The Tea Party—with its flamboyant supporters and over-the-top rhetoric—makes good copy. It make such good copy that it sometimes gets more attention than its actual influence warrants. But give credit where credit is due: the Republican victory Tuesday would not have been possible without the Tea Party.
The major difference between the Republicans and the Democrats was turnout. As I wrote yesterday, because Republicans made sure to get to the polls, while many Democrats stayed home. The Republicans owe much of that enthusiasm to the angry energy of the Tea Party, which gave conservatives a movement to rally around. Perhaps just as importantly, the Tea Party gave the Republican Party a chance to rebrand itself. As Marc Ambinder points out, more Americans blame Bush for our economic problems than blame Obama. But the outsider populism of the Tea Party allowed Republican candidates to distance themselves from Bush's party, even though the party's leadership is largely the same.
But the Tea Party was a liability for the Republican Party in other ways. Tea Party candidates like Rand Paul and Marco Rubio managed to win Senate seats in Kentucky and Florida respectively. But other Tea Party nominees like Sharron Angle in Nevada and Christine O’Donnell in Delaware—now best known for feeling she had to run an ad denying she was witch—were such disastrously bad candidates that they not only lost Senate seats the Republicans could have won, but became the butt of national jokes. Senate Majority Leader Harry Reid (D-NV) won reelection in spite of his being fairly unpopular in his home state by more mainstream Republican Sue Lowden in the primaries, so that he could face the erratic Angle instead.
“We didn’t field our strongest candidates,” former Senate Majority Leader Trent Lott said. Sen. Lindsay Graham (R-SC) agreed, saying, “It was a good night for Republicans but it could have been a better one. We left some on the table.” Tea Party supporters grumble—with some justice—that the Republican Party could have done more to support Tea Party candidates, instead of pumping money into ultimately futile efforts to defeat Sen. Barbara Boxer (D-CA). But Angle and O’Donnell were both exceptionally weak candidates. And if the Republicans had fielded candidates with greater mainstream appeal in Nevada and Delaware they might have been able to retake the Senate as well as the House.

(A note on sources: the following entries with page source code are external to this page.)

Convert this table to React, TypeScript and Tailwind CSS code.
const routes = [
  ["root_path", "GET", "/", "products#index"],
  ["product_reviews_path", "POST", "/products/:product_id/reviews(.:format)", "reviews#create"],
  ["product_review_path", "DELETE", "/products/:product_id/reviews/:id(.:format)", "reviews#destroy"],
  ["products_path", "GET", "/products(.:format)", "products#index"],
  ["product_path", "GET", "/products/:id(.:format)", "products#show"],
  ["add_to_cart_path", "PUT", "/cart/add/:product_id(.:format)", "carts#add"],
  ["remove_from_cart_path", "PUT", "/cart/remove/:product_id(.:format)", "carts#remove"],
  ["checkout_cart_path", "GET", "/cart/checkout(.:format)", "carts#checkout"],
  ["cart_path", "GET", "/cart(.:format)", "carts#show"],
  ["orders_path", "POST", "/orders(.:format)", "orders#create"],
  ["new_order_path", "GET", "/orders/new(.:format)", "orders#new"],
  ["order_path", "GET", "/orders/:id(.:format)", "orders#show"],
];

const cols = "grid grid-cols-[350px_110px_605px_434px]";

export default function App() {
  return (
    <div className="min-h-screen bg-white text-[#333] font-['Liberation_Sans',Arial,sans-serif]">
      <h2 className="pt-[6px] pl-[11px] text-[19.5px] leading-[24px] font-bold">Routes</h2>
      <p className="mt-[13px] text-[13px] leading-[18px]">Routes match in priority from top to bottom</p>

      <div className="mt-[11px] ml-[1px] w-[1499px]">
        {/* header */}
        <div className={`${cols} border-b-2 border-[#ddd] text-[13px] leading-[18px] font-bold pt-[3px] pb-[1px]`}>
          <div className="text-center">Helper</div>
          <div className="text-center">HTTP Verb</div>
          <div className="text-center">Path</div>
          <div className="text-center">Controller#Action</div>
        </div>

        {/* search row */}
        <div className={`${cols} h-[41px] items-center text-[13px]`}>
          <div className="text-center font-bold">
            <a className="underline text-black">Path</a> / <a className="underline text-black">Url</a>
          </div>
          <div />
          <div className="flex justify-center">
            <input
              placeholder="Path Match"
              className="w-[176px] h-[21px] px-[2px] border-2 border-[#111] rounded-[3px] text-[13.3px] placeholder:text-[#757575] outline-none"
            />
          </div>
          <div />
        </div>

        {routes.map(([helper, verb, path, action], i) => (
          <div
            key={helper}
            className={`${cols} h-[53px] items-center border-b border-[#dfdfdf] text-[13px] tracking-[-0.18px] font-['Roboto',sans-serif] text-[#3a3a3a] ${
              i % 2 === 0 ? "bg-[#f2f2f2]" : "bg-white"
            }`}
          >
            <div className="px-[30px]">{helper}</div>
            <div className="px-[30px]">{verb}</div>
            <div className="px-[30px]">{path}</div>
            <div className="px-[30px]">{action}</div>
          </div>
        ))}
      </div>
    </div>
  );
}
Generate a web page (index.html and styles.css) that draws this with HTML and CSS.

The Tea Party, of course, doesn’t just want to get help Republicans win, it wants to change the direction of the Republican Party. That will inevitably be a mixed blessing for the party as a whole, and could cost the party as many votes as it gains. The party establishment worries that nominating a presidential candidate popular with the Tea Party but unappealing to moderates and independents—like Sarah Palin—could mean a repeat of the Angle and O’Donnell candidacies on a national scale, and drive America back into the hands of Obama and the Democrats.